>> BEGIN

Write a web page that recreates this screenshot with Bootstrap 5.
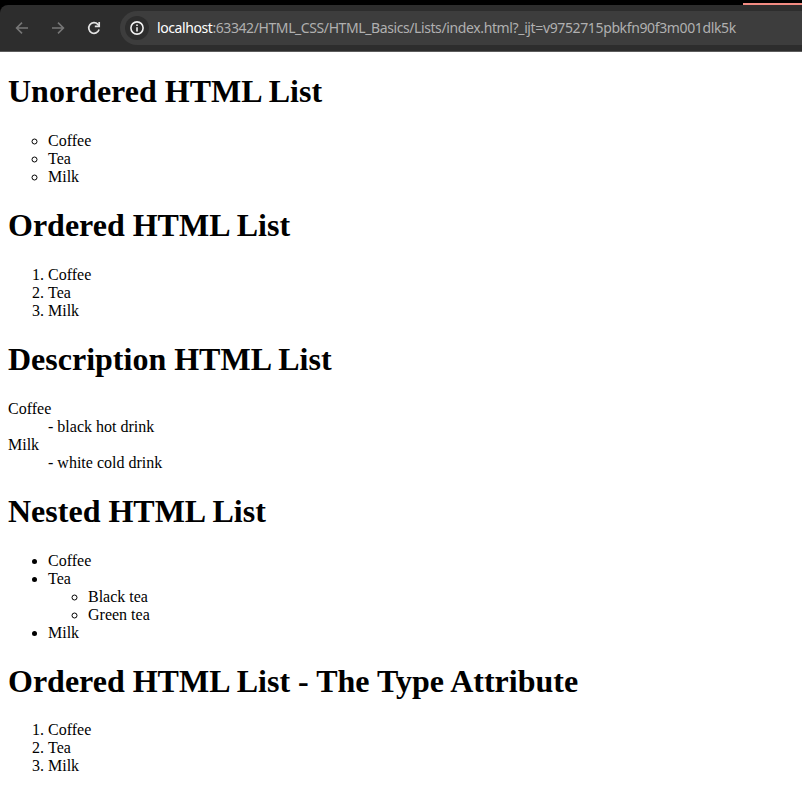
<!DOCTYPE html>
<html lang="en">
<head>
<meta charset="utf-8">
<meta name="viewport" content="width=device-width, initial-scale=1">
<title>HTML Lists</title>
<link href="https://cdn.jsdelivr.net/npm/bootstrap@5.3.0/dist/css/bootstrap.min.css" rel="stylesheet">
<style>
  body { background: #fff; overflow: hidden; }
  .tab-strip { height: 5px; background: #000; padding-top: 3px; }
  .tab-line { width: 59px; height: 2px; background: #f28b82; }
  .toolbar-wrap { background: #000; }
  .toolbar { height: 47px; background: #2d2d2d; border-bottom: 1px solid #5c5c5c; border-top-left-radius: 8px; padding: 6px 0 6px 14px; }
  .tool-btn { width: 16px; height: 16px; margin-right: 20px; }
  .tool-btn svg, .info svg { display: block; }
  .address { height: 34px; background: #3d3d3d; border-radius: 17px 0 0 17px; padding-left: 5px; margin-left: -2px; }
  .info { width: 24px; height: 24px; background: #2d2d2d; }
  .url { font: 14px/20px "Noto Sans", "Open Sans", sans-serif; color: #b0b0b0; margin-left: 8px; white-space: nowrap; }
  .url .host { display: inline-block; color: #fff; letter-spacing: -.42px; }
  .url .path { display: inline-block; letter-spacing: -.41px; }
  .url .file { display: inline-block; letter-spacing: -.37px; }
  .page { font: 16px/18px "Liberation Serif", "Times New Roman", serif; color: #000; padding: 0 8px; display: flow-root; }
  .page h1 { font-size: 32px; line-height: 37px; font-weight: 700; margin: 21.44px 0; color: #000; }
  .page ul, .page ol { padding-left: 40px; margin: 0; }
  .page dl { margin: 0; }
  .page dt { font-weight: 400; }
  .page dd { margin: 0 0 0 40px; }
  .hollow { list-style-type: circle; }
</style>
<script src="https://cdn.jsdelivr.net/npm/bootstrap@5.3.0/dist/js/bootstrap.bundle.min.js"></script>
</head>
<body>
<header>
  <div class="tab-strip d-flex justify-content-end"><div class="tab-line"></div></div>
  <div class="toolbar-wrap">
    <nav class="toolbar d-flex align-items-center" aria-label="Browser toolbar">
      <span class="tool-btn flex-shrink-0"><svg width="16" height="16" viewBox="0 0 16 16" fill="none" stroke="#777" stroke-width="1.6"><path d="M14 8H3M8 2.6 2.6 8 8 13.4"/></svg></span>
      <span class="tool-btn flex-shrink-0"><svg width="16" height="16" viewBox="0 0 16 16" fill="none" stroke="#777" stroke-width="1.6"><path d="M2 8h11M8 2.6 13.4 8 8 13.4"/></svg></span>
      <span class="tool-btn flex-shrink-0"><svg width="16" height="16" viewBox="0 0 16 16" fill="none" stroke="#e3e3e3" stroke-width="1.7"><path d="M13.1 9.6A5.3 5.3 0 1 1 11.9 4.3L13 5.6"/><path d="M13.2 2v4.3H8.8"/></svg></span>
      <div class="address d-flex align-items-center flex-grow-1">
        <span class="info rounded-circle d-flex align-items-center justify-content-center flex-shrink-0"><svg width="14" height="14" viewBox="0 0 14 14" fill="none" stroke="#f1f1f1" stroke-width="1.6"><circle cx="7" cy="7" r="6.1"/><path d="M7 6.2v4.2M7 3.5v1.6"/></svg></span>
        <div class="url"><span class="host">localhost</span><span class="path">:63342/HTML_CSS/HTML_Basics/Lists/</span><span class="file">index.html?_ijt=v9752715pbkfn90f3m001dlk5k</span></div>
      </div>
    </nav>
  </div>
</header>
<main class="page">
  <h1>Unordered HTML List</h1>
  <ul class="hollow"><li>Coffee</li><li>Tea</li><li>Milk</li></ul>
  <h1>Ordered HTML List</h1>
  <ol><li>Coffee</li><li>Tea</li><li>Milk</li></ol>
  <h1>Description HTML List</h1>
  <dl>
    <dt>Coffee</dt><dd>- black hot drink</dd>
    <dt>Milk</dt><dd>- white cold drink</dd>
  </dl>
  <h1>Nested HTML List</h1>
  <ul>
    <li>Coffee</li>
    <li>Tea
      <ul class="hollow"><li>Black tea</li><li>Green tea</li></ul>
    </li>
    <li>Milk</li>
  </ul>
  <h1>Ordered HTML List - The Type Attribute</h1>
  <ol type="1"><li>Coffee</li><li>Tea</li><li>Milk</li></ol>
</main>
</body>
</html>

>> END

Send back the data above word for word, with the pictures left out.

Exercise response:
Write a web page that recreates this screenshot with Bootstrap 5.
<!DOCTYPE html>
<html lang="en">
<head>
<meta charset="utf-8">
<meta name="viewport" content="width=device-width, initial-scale=1">
<title>HTML Lists</title>
<link href="https://cdn.jsdelivr.net/npm/bootstrap@5.3.0/dist/css/bootstrap.min.css" rel="stylesheet">
<style>
  body { background: #fff; overflow: hidden; }
  .tab-strip { height: 5px; background: #000; padding-top: 3px; }
  .tab-line { width: 59px; height: 2px; background: #f28b82; }
  .toolbar-wrap { background: #000; }
  .toolbar { height: 47px; background: #2d2d2d; border-bottom: 1px solid #5c5c5c; border-top-left-radius: 8px; padding: 6px 0 6px 14px; }
  .tool-btn { width: 16px; height: 16px; margin-right: 20px; }
  .tool-btn svg, .info svg { display: block; }
  .address { height: 34px; background: #3d3d3d; border-radius: 17px 0 0 17px; padding-left: 5px; margin-left: -2px; }
  .info { width: 24px; height: 24px; background: #2d2d2d; }
  .url { font: 14px/20px "Noto Sans", "Open Sans", sans-serif; color: #b0b0b0; margin-left: 8px; white-space: nowrap; }
  .url .host { display: inline-block; color: #fff; letter-spacing: -.42px; }
  .url .path { display: inline-block; letter-spacing: -.41px; }
  .url .file { display: inline-block; letter-spacing: -.37px; }
  .page { font: 16px/18px "Liberation Serif", "Times New Roman", serif; color: #000; padding: 0 8px; display: flow-root; }
  .page h1 { font-size: 32px; line-height: 37px; font-weight: 700; margin: 21.44px 0; color: #000; }
  .page ul, .page ol { padding-left: 40px; margin: 0; }
  .page dl { margin: 0; }
  .page dt { font-weight: 400; }
  .page dd { margin: 0 0 0 40px; }
  .hollow { list-style-type: circle; }
</style>
<script src="https://cdn.jsdelivr.net/npm/bootstrap@5.3.0/dist/js/bootstrap.bundle.min.js"></script>
</head>
<body>
<header>
  <div class="tab-strip d-flex justify-content-end"><div class="tab-line"></div></div>
  <div class="toolbar-wrap">
    <nav class="toolbar d-flex align-items-center" aria-label="Browser toolbar">
      <span class="tool-btn flex-shrink-0"><svg width="16" height="16" viewBox="0 0 16 16" fill="none" stroke="#777" stroke-width="1.6"><path d="M14 8H3M8 2.6 2.6 8 8 13.4"/></svg></span>
      <span class="tool-btn flex-shrink-0"><svg width="16" height="16" viewBox="0 0 16 16" fill="none" stroke="#777" stroke-width="1.6"><path d="M2 8h11M8 2.6 13.4 8 8 13.4"/></svg></span>
      <span class="tool-btn flex-shrink-0"><svg width="16" height="16" viewBox="0 0 16 16" fill="none" stroke="#e3e3e3" stroke-width="1.7"><path d="M13.1 9.6A5.3 5.3 0 1 1 11.9 4.3L13 5.6"/><path d="M13.2 2v4.3H8.8"/></svg></span>
      <div class="address d-flex align-items-center flex-grow-1">
        <span class="info rounded-circle d-flex align-items-center justify-content-center flex-shrink-0"><svg width="14" height="14" viewBox="0 0 14 14" fill="none" stroke="#f1f1f1" stroke-width="1.6"><circle cx="7" cy="7" r="6.1"/><path d="M7 6.2v4.2M7 3.5v1.6"/></svg></span>
        <div class="url"><span class="host">localhost</span><span class="path">:63342/HTML_CSS/HTML_Basics/Lists/</span><span class="file">index.html?_ijt=v9752715pbkfn90f3m001dlk5k</span></div>
      </div>
    </nav>
  </div>
</header>
<main class="page">
  <h1>Unordered HTML List</h1>
  <ul class="hollow"><li>Coffee</li><li>Tea</li><li>Milk</li></ul>
  <h1>Ordered HTML List</h1>
  <ol><li>Coffee</li><li>Tea</li><li>Milk</li></ol>
  <h1>Description HTML List</h1>
  <dl>
    <dt>Coffee</dt><dd>- black hot drink</dd>
    <dt>Milk</dt><dd>- white cold drink</dd>
  </dl>
  <h1>Nested HTML List</h1>
  <ul>
    <li>Coffee</li>
    <li>Tea
      <ul class="hollow"><li>Black tea</li><li>Green tea</li></ul>
    </li>
    <li>Milk</li>
  </ul>
  <h1>Ordered HTML List - The Type Attribute</h1>
  <ol type="1"><li>Coffee</li><li>Tea</li><li>Milk</li></ol>
</main>
</body>
</html>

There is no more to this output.